Information shown

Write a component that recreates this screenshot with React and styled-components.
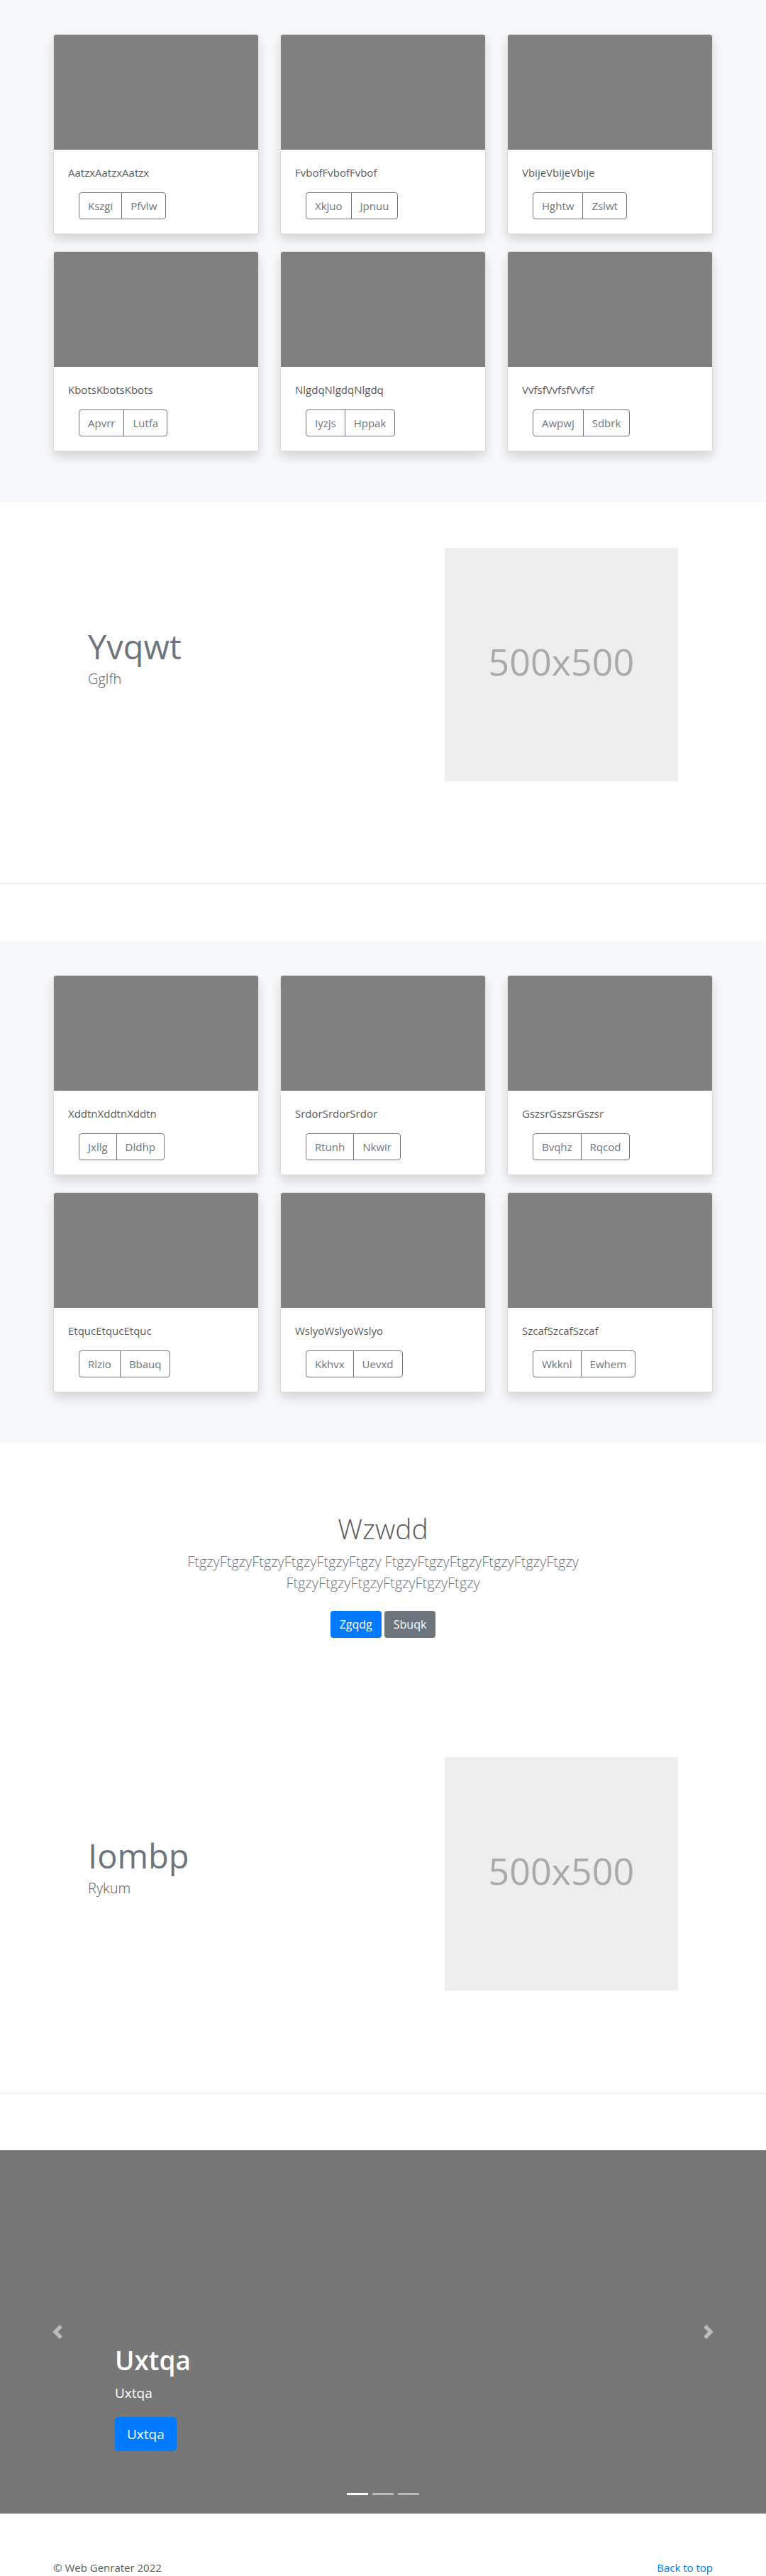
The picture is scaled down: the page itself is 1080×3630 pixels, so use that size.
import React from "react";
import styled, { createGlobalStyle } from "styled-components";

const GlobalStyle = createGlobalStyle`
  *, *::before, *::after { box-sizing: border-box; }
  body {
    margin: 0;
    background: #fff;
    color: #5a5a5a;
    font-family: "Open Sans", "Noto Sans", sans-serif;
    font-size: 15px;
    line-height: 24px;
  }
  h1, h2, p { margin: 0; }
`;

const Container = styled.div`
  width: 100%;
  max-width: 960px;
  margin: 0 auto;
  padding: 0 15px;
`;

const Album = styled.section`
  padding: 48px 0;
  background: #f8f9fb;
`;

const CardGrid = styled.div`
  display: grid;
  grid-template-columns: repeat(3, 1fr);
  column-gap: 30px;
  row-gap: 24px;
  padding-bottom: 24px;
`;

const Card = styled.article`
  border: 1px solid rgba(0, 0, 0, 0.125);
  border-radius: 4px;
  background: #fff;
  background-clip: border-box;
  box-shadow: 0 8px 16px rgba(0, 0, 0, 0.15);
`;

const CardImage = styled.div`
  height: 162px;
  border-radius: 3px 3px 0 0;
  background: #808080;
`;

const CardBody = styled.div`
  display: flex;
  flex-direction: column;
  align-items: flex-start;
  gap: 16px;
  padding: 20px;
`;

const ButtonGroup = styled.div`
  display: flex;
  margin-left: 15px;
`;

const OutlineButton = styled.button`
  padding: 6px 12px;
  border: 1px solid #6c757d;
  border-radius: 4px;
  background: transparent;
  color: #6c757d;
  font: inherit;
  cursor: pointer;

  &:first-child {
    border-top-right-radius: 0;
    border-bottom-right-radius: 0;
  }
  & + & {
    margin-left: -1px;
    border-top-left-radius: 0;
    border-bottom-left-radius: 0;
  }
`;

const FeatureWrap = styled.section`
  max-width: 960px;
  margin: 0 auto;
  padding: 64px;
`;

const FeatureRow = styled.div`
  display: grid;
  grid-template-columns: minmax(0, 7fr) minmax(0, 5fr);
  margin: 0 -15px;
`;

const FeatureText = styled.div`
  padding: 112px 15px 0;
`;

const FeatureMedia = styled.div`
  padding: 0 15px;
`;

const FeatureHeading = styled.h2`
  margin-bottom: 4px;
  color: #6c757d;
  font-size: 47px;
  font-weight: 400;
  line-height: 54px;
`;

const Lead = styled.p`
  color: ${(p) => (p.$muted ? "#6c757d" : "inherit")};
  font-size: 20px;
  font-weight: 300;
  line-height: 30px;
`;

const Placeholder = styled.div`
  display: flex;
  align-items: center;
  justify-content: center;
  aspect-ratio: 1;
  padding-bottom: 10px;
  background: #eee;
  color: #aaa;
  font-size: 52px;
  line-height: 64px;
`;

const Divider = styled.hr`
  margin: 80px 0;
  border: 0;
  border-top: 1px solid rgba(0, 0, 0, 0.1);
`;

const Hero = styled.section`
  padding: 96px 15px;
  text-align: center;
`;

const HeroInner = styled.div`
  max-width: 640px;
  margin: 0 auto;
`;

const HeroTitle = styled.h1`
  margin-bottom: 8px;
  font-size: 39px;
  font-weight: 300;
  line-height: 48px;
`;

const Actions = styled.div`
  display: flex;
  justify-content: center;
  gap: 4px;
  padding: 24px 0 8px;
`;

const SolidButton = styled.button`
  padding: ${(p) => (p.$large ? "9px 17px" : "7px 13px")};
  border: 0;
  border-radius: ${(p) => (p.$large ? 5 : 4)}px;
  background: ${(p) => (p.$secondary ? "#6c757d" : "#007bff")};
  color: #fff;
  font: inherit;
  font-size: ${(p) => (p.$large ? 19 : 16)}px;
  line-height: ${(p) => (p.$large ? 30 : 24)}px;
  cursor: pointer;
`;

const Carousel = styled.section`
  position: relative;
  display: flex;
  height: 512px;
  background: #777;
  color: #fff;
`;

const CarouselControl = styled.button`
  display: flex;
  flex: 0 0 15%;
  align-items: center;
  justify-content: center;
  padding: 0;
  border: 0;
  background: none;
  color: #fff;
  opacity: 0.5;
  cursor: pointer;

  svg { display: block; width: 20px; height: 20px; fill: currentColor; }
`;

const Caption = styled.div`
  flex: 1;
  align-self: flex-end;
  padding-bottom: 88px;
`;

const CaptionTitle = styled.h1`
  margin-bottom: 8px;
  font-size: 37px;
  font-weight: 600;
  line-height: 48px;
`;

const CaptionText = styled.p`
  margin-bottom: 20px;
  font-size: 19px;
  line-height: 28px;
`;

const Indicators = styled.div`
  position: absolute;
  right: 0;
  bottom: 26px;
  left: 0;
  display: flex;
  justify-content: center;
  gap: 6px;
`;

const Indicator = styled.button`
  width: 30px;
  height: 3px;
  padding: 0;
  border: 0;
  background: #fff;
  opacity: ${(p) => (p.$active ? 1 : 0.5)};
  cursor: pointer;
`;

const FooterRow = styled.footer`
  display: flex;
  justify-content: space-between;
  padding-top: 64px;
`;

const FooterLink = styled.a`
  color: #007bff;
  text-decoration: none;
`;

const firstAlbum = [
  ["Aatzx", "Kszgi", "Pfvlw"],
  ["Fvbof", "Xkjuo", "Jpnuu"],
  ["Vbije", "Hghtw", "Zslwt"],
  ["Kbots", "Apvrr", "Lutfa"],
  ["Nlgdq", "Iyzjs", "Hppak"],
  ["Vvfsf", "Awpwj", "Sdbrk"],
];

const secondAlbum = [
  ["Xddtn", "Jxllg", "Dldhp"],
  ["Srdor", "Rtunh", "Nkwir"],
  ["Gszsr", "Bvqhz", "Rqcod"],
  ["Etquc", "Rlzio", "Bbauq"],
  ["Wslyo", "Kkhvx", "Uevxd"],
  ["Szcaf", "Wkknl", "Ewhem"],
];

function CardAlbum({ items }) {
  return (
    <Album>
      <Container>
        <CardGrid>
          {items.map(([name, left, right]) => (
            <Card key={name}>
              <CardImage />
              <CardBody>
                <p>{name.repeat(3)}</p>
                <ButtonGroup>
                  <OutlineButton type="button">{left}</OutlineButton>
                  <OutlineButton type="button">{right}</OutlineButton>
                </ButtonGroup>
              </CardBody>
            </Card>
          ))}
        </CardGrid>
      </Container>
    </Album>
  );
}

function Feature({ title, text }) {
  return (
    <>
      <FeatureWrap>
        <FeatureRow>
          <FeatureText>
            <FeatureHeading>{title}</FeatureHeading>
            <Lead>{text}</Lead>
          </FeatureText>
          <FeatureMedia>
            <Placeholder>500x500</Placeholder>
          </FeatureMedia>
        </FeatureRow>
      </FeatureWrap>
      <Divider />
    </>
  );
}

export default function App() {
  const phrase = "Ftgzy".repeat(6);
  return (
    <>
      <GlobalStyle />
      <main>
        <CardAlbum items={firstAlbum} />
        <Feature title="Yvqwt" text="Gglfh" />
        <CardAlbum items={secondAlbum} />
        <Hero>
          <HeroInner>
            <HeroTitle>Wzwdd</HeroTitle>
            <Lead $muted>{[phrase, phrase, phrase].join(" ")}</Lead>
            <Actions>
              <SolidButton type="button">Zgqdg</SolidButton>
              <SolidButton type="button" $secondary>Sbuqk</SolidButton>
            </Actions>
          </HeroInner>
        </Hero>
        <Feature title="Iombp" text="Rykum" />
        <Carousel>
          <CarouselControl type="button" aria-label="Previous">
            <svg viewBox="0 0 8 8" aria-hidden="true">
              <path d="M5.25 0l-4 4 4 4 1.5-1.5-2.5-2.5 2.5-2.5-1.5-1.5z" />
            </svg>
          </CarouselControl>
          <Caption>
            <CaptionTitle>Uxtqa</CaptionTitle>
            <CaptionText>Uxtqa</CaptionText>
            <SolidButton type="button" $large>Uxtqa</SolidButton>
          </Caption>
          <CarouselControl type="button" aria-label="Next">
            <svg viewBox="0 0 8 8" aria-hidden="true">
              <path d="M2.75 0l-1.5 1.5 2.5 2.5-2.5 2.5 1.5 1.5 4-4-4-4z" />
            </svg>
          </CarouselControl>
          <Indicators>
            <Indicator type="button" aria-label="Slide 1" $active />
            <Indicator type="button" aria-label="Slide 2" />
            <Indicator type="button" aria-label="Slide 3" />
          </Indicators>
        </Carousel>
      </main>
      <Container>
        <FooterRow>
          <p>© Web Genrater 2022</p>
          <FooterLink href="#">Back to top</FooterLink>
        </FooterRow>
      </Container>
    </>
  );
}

Given exercise
Copy out every line of the listing that includes the string "React".

In response
Write a component that recreates this screenshot with React and styled-components.
import React from "react";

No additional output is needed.